3. Supply Chain Knots
For would-be data center builders who have land and electricity, acquiring equipment can be the next hurdle. According to JLL, it can take 28 weeks on average for the delivery of data center equipment. While that’s improvement from pandemic lead times of 64 weeks, it’s still far longer than the 18 weeks it took in 2019. Generators, transformers, and switchgear have an even longer lead time of 11 months. More than 70% of data center equipment is manufactured in Asia. Some of that manufacturing is relocating to the US or North America, which could improve the situation.
4. Utility data
The S&P 500 Utilities sector includes the S&P 500 Electric Utilities industry, populated with companies that generate, transmit, and distribute electricity, and the Multi-Utilities industry, with companies that provide a combination of utility services, including electricity, gas, and/or water. The former industry index is up 3.2% ytd, the latter up 3.3% ytd.

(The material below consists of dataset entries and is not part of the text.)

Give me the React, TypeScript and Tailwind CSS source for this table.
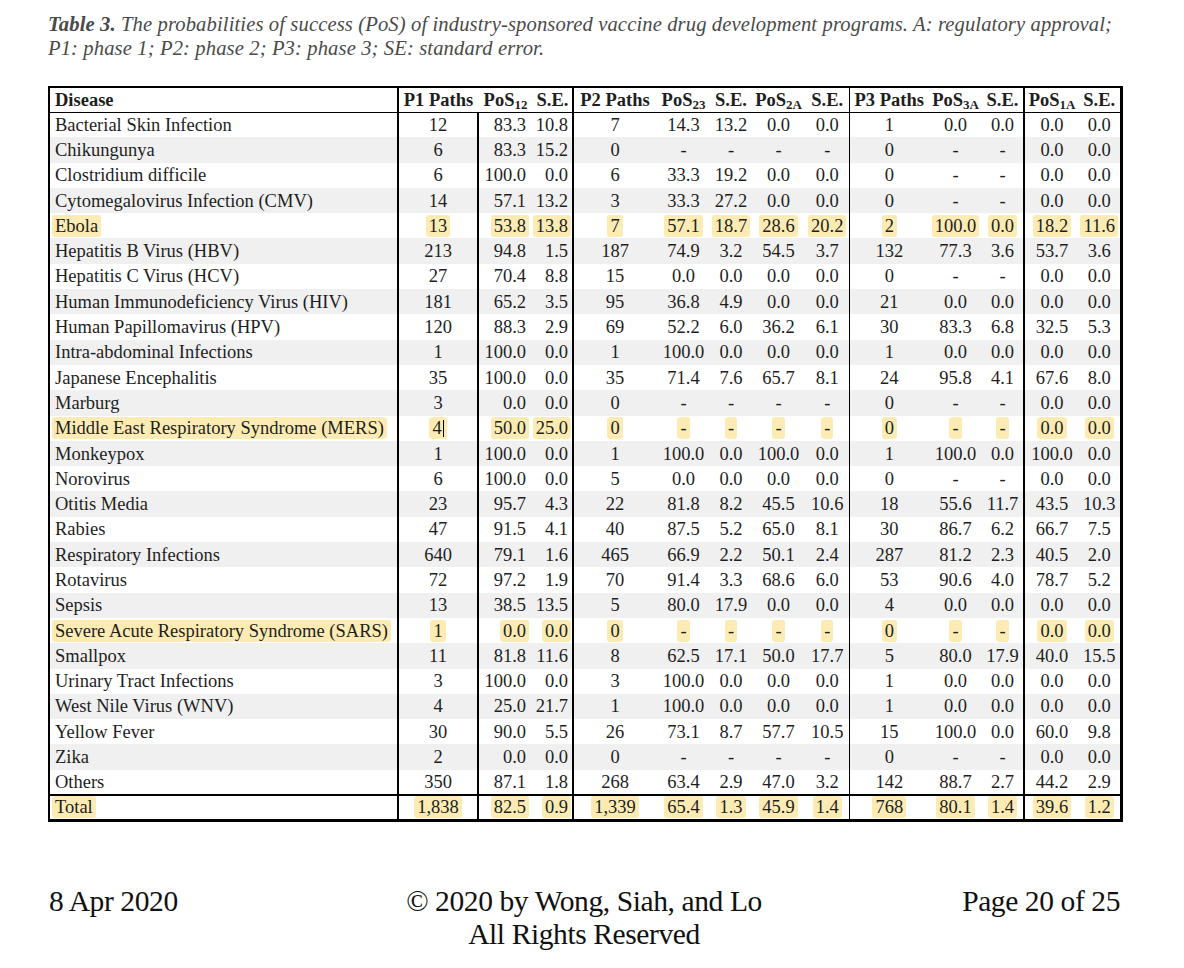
import React from "react";

type Row = { name: string; vals: string[]; hl?: boolean };

const rows: Row[] = [
    { name: "Bacterial Skin Infection", vals: ["12", "83.3", "10.8", "7", "14.3", "13.2", "0.0", "0.0", "1", "0.0", "0.0", "0.0", "0.0"] },
    { name: "Chikungunya", vals: ["6", "83.3", "15.2", "0", "-", "-", "-", "-", "0", "-", "-", "0.0", "0.0"] },
    { name: "Clostridium difficile", vals: ["6", "100.0", "0.0", "6", "33.3", "19.2", "0.0", "0.0", "0", "-", "-", "0.0", "0.0"] },
    { name: "Cytomegalovirus Infection (CMV)", vals: ["14", "57.1", "13.2", "3", "33.3", "27.2", "0.0", "0.0", "0", "-", "-", "0.0", "0.0"] },
    { name: "Ebola", vals: ["13", "53.8", "13.8", "7", "57.1", "18.7", "28.6", "20.2", "2", "100.0", "0.0", "18.2", "11.6"], hl: true },
    { name: "Hepatitis B Virus (HBV)", vals: ["213", "94.8", "1.5", "187", "74.9", "3.2", "54.5", "3.7", "132", "77.3", "3.6", "53.7", "3.6"] },
    { name: "Hepatitis C Virus (HCV)", vals: ["27", "70.4", "8.8", "15", "0.0", "0.0", "0.0", "0.0", "0", "-", "-", "0.0", "0.0"] },
    { name: "Human Immunodeficiency Virus (HIV)", vals: ["181", "65.2", "3.5", "95", "36.8", "4.9", "0.0", "0.0", "21", "0.0", "0.0", "0.0", "0.0"] },
    { name: "Human Papillomavirus (HPV)", vals: ["120", "88.3", "2.9", "69", "52.2", "6.0", "36.2", "6.1", "30", "83.3", "6.8", "32.5", "5.3"] },
    { name: "Intra-abdominal Infections", vals: ["1", "100.0", "0.0", "1", "100.0", "0.0", "0.0", "0.0", "1", "0.0", "0.0", "0.0", "0.0"] },
    { name: "Japanese Encephalitis", vals: ["35", "100.0", "0.0", "35", "71.4", "7.6", "65.7", "8.1", "24", "95.8", "4.1", "67.6", "8.0"] },
    { name: "Marburg", vals: ["3", "0.0", "0.0", "0", "-", "-", "-", "-", "0", "-", "-", "0.0", "0.0"] },
    { name: "Middle East Respiratory Syndrome (MERS)", vals: ["4", "50.0", "25.0", "0", "-", "-", "-", "-", "0", "-", "-", "0.0", "0.0"], hl: true },
    { name: "Monkeypox", vals: ["1", "100.0", "0.0", "1", "100.0", "0.0", "100.0", "0.0", "1", "100.0", "0.0", "100.0", "0.0"] },
    { name: "Norovirus", vals: ["6", "100.0", "0.0", "5", "0.0", "0.0", "0.0", "0.0", "0", "-", "-", "0.0", "0.0"] },
    { name: "Otitis Media", vals: ["23", "95.7", "4.3", "22", "81.8", "8.2", "45.5", "10.6", "18", "55.6", "11.7", "43.5", "10.3"] },
    { name: "Rabies", vals: ["47", "91.5", "4.1", "40", "87.5", "5.2", "65.0", "8.1", "30", "86.7", "6.2", "66.7", "7.5"] },
    { name: "Respiratory Infections", vals: ["640", "79.1", "1.6", "465", "66.9", "2.2", "50.1", "2.4", "287", "81.2", "2.3", "40.5", "2.0"] },
    { name: "Rotavirus", vals: ["72", "97.2", "1.9", "70", "91.4", "3.3", "68.6", "6.0", "53", "90.6", "4.0", "78.7", "5.2"] },
    { name: "Sepsis", vals: ["13", "38.5", "13.5", "5", "80.0", "17.9", "0.0", "0.0", "4", "0.0", "0.0", "0.0", "0.0"] },
    { name: "Severe Acute Respiratory Syndrome (SARS)", vals: ["1", "0.0", "0.0", "0", "-", "-", "-", "-", "0", "-", "-", "0.0", "0.0"], hl: true },
    { name: "Smallpox", vals: ["11", "81.8", "11.6", "8", "62.5", "17.1", "50.0", "17.7", "5", "80.0", "17.9", "40.0", "15.5"] },
    { name: "Urinary Tract Infections", vals: ["3", "100.0", "0.0", "3", "100.0", "0.0", "0.0", "0.0", "1", "0.0", "0.0", "0.0", "0.0"] },
    { name: "West Nile Virus (WNV)", vals: ["4", "25.0", "21.7", "1", "100.0", "0.0", "0.0", "0.0", "1", "0.0", "0.0", "0.0", "0.0"] },
    { name: "Yellow Fever", vals: ["30", "90.0", "5.5", "26", "73.1", "8.7", "57.7", "10.5", "15", "100.0", "0.0", "60.0", "9.8"] },
    { name: "Zika", vals: ["2", "0.0", "0.0", "0", "-", "-", "-", "-", "0", "-", "-", "0.0", "0.0"] },
    { name: "Others", vals: ["350", "87.1", "1.8", "268", "63.4", "2.9", "47.0", "3.2", "142", "88.7", "2.7", "44.2", "2.9"] },
];

const total: Row = {
    name: "Total",
    vals: ["1,838", "82.5", "0.9", "1,339", "65.4", "1.3", "45.9", "1.4", "768", "80.1", "1.4", "39.6", "1.2"],
    hl: true,
};

// per-column cell classes (alignment + vertical rules)
const colCls = [
    "text-center border-r-2 border-black",
    "text-right pr-[7px]",
    "text-right pr-[4px] border-r-2 border-black",
    "text-center",
    "text-center",
    "text-center",
    "text-center",
    "text-center border-r border-black",
    "text-center",
    "text-center",
    "text-center border-r-2 border-black",
    "text-center",
    "text-center",
];

const widths = ["w-[349px]", "w-[80px]", "w-[55px]", "w-[40px]", "w-[83px]", "w-[55px]", "w-[40px]", "w-[55px]", "w-[43px]", "w-[80px]", "w-[53px]", "w-[42px]", "w-[55px]", "w-[42px]"];

function Hl({ on, children }: { on?: boolean; children: React.ReactNode }) {
    if (!on) return <>{children}</>;
    return <span className="bg-[#fcecb3] rounded-[3px] px-[3px] -mx-[3px] py-[1px]">{children}</span>;
}

function Sub({ base, sub }: { base: string; sub: string }) {
    return (
        <>
            {base}
            <span className="text-[13px] leading-none relative top-[3px]">{sub}</span>
        </>
    );
}

function DataRow({ row, i, isTotal }: { row: Row; i: number; isTotal?: boolean }) {
    const shade = !isTotal && i % 2 === 1 ? "bg-[#f0f0f0]" : "bg-white";
    const border = isTotal ? "border-t-2 border-black" : "";
    return (
        <tr className={`h-[25.3px] ${shade} ${border}`}>
            <td className="pl-[5px] border-r-2 border-black text-left whitespace-nowrap">
                <Hl on={row.hl}>{row.name}</Hl>
            </td>
            {row.vals.map((v, j) => (
                <td key={j} className={`${j < colCls.length ? colCls[j] : "text-center"} whitespace-nowrap`}>
                    <Hl on={row.hl}>
                        {v}
                        {row.name.startsWith("Middle East") && j === 0 && (
                            <span className="inline-block w-[1px] h-[17px] bg-black align-[-3px] ml-[1px]" />
                        )}
                    </Hl>
                </td>
            ))}
        </tr>
    );
}

export default function App() {
    return (
        <div className="w-[1184px] h-[968px] bg-white pl-[48px] pr-[64px] pt-[12px] text-[#1e1e1e] font-['Liberation_Serif','Times_New_Roman',serif]">
            {/* Caption */}
            <div className="text-[20.6px] leading-[24px] italic text-[#4a4a4a] tracking-[0.12px] whitespace-nowrap">
                <span className="font-bold">Table 3.</span> The probabilities of success (PoS) of industry-sponsored vaccine drug development programs. A: regulatory approval;
                <br />
                P1: phase 1; P2: phase 2; P3: phase 3; SE: standard error.
            </div>

            {/* Table */}
            <table className="mt-[26px] w-[1072px] table-fixed border-collapse border-2 border-r-[3px] border-b-[3px] border-black text-[18.5px] leading-[20px]">
                <colgroup>
                    {widths.map((w, i) => (
                        <col key={i} className={w} />
                    ))}
                </colgroup>
                <thead>
                    <tr className="h-[25px] font-bold border-b border-black whitespace-nowrap">
                        <th className="pl-[5px] text-left border-r-2 border-black">Disease</th>
                        <th className="text-center">P1 Paths</th>
                        <th className="text-center"><Sub base="PoS" sub="12" /></th>
                        <th className="text-center border-r-2 border-black">S.E.</th>
                        <th className="text-center">P2 Paths</th>
                        <th className="text-center"><Sub base="PoS" sub="23" /></th>
                        <th className="text-center">S.E.</th>
                        <th className="text-center"><Sub base="PoS" sub="2A" /></th>
                        <th className="text-center border-r border-black">S.E.</th>
                        <th className="text-center">P3 Paths</th>
                        <th className="text-center"><Sub base="PoS" sub="3A" /></th>
                        <th className="text-center border-r-2 border-black">S.E.</th>
                        <th className="text-center"><Sub base="PoS" sub="1A" /></th>
                        <th className="text-center">S.E.</th>
                    </tr>
                </thead>
                <tbody>
                    {rows.map((r, i) => (
                        <DataRow key={r.name} row={r} i={i} />
                    ))}
                    <DataRow row={total} i={0} isTotal />
                </tbody>
            </table>

            {/* Footer */}
            <div className="mt-[63px] grid grid-cols-[1fr_auto_1fr] items-start text-[29.5px] leading-[33px] text-[#111] tracking-[-0.4px]">
                <div className="pl-[1px]">8 Apr 2020</div>
                <div className="text-center">
                    © 2020 by Wong, Siah, and Lo
                    <br />
                    All Rights Reserved
                </div>
                <div className="text-right">Page 20 of 25</div>
            </div>
        </div>
    );
}
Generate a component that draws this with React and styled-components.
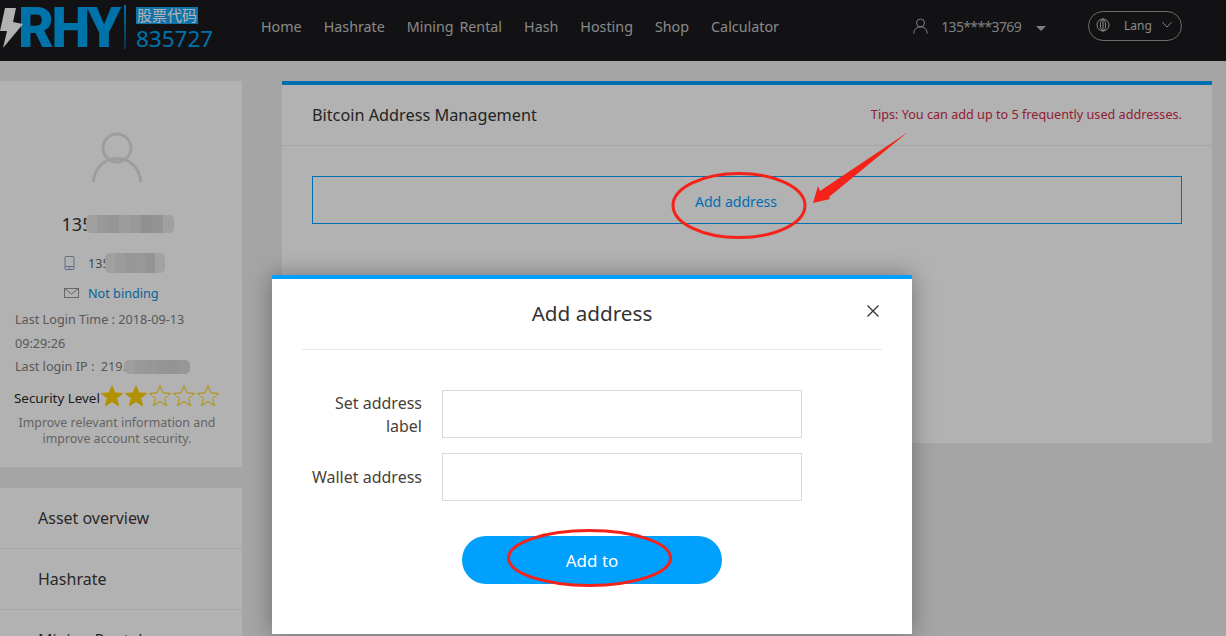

Both are expected to have decent revenue and earnings growth. The Electric Utilities industry’s companies collectively are forecast to grow revenues by 6.9% this year and 4.0% in 2026 and to grow earnings by 4.9% this year and 7.7% next year.
The S&P 500 Multi-Utilities industry is expected to grow a touch faster. Analysts forecast revenues growth of 10.2% this year and 4.4% in 2026, while they predict earnings will improve by 7.3% this year and 7.7% in 2026.
Both industries have sported forward P/Es north of 20 at various times in recent years, and now the Electric Utilities’ forward P/E stands at 17.1, and the multi utilities’ forward P/E is 18.0.